[begin Source excerpt]
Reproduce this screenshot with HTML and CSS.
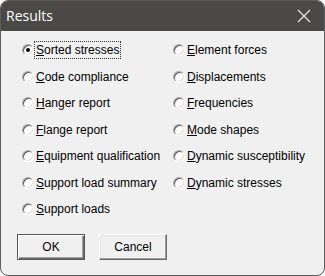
FILE: index.html
```html
<!DOCTYPE html>
<html>
<head>
    <title>Results</title>
    <link rel="stylesheet" href="styles.css">
</head>
<body>
    <div class="window">
        <div class="titlebar">
            <span class="title">Results</span>
            <svg class="close" width="14" height="14" viewBox="0 0 14 14">
                <path d="M1 1 L13 13 M13 1 L1 13" stroke="#e6e6e6" stroke-width="1.2" fill="none"/>
            </svg>
        </div>
        <div class="client">
            <div class="options">
                <label class="opt"><span class="radio checked"></span><span class="txt focus"><u>S</u>orted stresses</span></label>
                <label class="opt"><span class="radio"></span><span class="txt"><u>C</u>ode compliance</span></label>
                <label class="opt"><span class="radio"></span><span class="txt"><u>H</u>anger report</span></label>
                <label class="opt"><span class="radio"></span><span class="txt"><u>F</u>lange report</span></label>
                <label class="opt"><span class="radio"></span><span class="txt"><u>E</u>quipment qualification</span></label>
                <label class="opt"><span class="radio"></span><span class="txt"><u>S</u>upport load summary</span></label>
                <label class="opt"><span class="radio"></span><span class="txt"><u>S</u>upport loads</span></label>

                <label class="opt"><span class="radio"></span><span class="txt"><u>E</u>lement forces</span></label>
                <label class="opt"><span class="radio"></span><span class="txt"><u>D</u>isplacements</span></label>
                <label class="opt"><span class="radio"></span><span class="txt"><u>F</u>requencies</span></label>
                <label class="opt"><span class="radio"></span><span class="txt"><u>M</u>ode shapes</span></label>
                <label class="opt"><span class="radio"></span><span class="txt"><u>D</u>ynamic susceptibility</span></label>
                <label class="opt"><span class="radio"></span><span class="txt"><u>D</u>ynamic stresses</span></label>
            </div>
            <div class="buttons">
                <button class="btn default">OK</button>
                <button class="btn">Cancel</button>
            </div>
        </div>
    </div>
</body>
</html>
```

FILE: styles.css
```css
html, body {
    margin: 0;
    padding: 0;
    background: #ffffff;
}

.window {
    width: 325px;
    height: 276px;
    box-sizing: border-box;
    border: 1px solid #5c5c5c;
    border-radius: 8px;
    overflow: hidden;
    background: #f0f0f0;
    font-family: "Liberation Sans", Arial, sans-serif;
    font-size: 12px;
    color: #000;
}

.titlebar {
    height: 30px;
    background: #4a4947;
    color: #fff;
    display: flex;
    align-items: center;
    justify-content: space-between;
    padding: 0 13px 0 5px;
}

.title {
    font-family: "Open Sans", "Noto Sans", sans-serif;
    font-size: 14px;
    position: relative;
    top: -1px;
}

.close {
    display: block;
}

.client {
    padding: 6px 0 0 21px;
}

.options {
    display: grid;
    grid-auto-flow: column;
    grid-template-rows: repeat(7, 26.5px);
    grid-template-columns: 151px auto;
}

.opt {
    display: flex;
    align-items: center;
}

.radio {
    width: 12px;
    height: 12px;
    box-sizing: border-box;
    border-radius: 50%;
    border: 1px solid;
    border-color: #a8a8a8 #ffffff #ffffff #a8a8a8;
    box-shadow: inset 1px 1px 0 #5a5a5a, inset -1px -1px 0 #dcdcdc;
    background: #ffffff;
    display: flex;
    align-items: center;
    justify-content: center;
}

.radio.checked::after {
    content: "";
    width: 4px;
    height: 4px;
    border-radius: 50%;
    background: #000;
}

.txt {
    padding: 1px 1px;
    border: 1px solid transparent;
}

.txt.focus {
    border: 1px dotted #333;
}

.buttons {
    display: flex;
    gap: 14px;
    margin: 11px 0 0 -5px;
}

.btn {
    width: 68px;
    height: 26px;
    box-sizing: border-box;
    background: #f0f0f0;
    font-family: "Liberation Sans", Arial, sans-serif;
    font-size: 12px;
    color: #000;
    padding: 0;
    border: 1px solid;
    border-color: #ffffff #696969 #696969 #ffffff;
    box-shadow: inset -1px -1px 0 #a0a0a0, inset 1px 1px 0 #e3e3e3;
}

.btn.default {
    border: 1px solid #555;
    box-shadow: inset 1px 1px 0 #ffffff, inset -1px -1px 0 #696969, inset -2px -2px 0 #a0a0a0;
}
```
[end Source excerpt]
▶ **What you need to do**
Do not copy the pictures, but repeat every line exactly.

▶ **Output of the task**
Reproduce this screenshot with HTML and CSS.
FILE: index.html
```html
<!DOCTYPE html>
<html>
<head>
    <title>Results</title>
    <link rel="stylesheet" href="styles.css">
</head>
<body>
    <div class="window">
        <div class="titlebar">
            <span class="title">Results</span>
            <svg class="close" width="14" height="14" viewBox="0 0 14 14">
                <path d="M1 1 L13 13 M13 1 L1 13" stroke="#e6e6e6" stroke-width="1.2" fill="none"/>
            </svg>
        </div>
        <div class="client">
            <div class="options">
                <label class="opt"><span class="radio checked"></span><span class="txt focus"><u>S</u>orted stresses</span></label>
                <label class="opt"><span class="radio"></span><span class="txt"><u>C</u>ode compliance</span></label>
                <label class="opt"><span class="radio"></span><span class="txt"><u>H</u>anger report</span></label>
                <label class="opt"><span class="radio"></span><span class="txt"><u>F</u>lange report</span></label>
                <label class="opt"><span class="radio"></span><span class="txt"><u>E</u>quipment qualification</span></label>
                <label class="opt"><span class="radio"></span><span class="txt"><u>S</u>upport load summary</span></label>
                <label class="opt"><span class="radio"></span><span class="txt"><u>S</u>upport loads</span></label>

                <label class="opt"><span class="radio"></span><span class="txt"><u>E</u>lement forces</span></label>
                <label class="opt"><span class="radio"></span><span class="txt"><u>D</u>isplacements</span></label>
                <label class="opt"><span class="radio"></span><span class="txt"><u>F</u>requencies</span></label>
                <label class="opt"><span class="radio"></span><span class="txt"><u>M</u>ode shapes</span></label>
                <label class="opt"><span class="radio"></span><span class="txt"><u>D</u>ynamic susceptibility</span></label>
                <label class="opt"><span class="radio"></span><span class="txt"><u>D</u>ynamic stresses</span></label>
            </div>
            <div class="buttons">
                <button class="btn default">OK</button>
                <button class="btn">Cancel</button>
            </div>
        </div>
    </div>
</body>
</html>
```

FILE: styles.css
```css
html, body {
    margin: 0;
    padding: 0;
    background: #ffffff;
}

.window {
    width: 325px;
    height: 276px;
    box-sizing: border-box;
    border: 1px solid #5c5c5c;
    border-radius: 8px;
    overflow: hidden;
    background: #f0f0f0;
    font-family: "Liberation Sans", Arial, sans-serif;
    font-size: 12px;
    color: #000;
}

.titlebar {
    height: 30px;
    background: #4a4947;
    color: #fff;
    display: flex;
    align-items: center;
    justify-content: space-between;
    padding: 0 13px 0 5px;
}

.title {
    font-family: "Open Sans", "Noto Sans", sans-serif;
    font-size: 14px;
    position: relative;
    top: -1px;
}

.close {
    display: block;
}

.client {
    padding: 6px 0 0 21px;
}

.options {
    display: grid;
    grid-auto-flow: column;
    grid-template-rows: repeat(7, 26.5px);
    grid-template-columns: 151px auto;
}

.opt {
    display: flex;
    align-items: center;
}

.radio {
    width: 12px;
    height: 12px;
    box-sizing: border-box;
    border-radius: 50%;
    border: 1px solid;
    border-color: #a8a8a8 #ffffff #ffffff #a8a8a8;
    box-shadow: inset 1px 1px 0 #5a5a5a, inset -1px -1px 0 #dcdcdc;
    background: #ffffff;
    display: flex;
    align-items: center;
    justify-content: center;
}

.radio.checked::after {
    content: "";
    width: 4px;
    height: 4px;
    border-radius: 50%;
    background: #000;
}

.txt {
    padding: 1px 1px;
    border: 1px solid transparent;
}

.txt.focus {
    border: 1px dotted #333;
}

.buttons {
    display: flex;
    gap: 14px;
    margin: 11px 0 0 -5px;
}

.btn {
    width: 68px;
    height: 26px;
    box-sizing: border-box;
    background: #f0f0f0;
    font-family: "Liberation Sans", Arial, sans-serif;
    font-size: 12px;
    color: #000;
    padding: 0;
    border: 1px solid;
    border-color: #ffffff #696969 #696969 #ffffff;
    box-shadow: inset -1px -1px 0 #a0a0a0, inset 1px 1px 0 #e3e3e3;
}

.btn.default {
    border: 1px solid #555;
    box-shadow: inset 1px 1px 0 #ffffff, inset -1px -1px 0 #696969, inset -2px -2px 0 #a0a0a0;
}
```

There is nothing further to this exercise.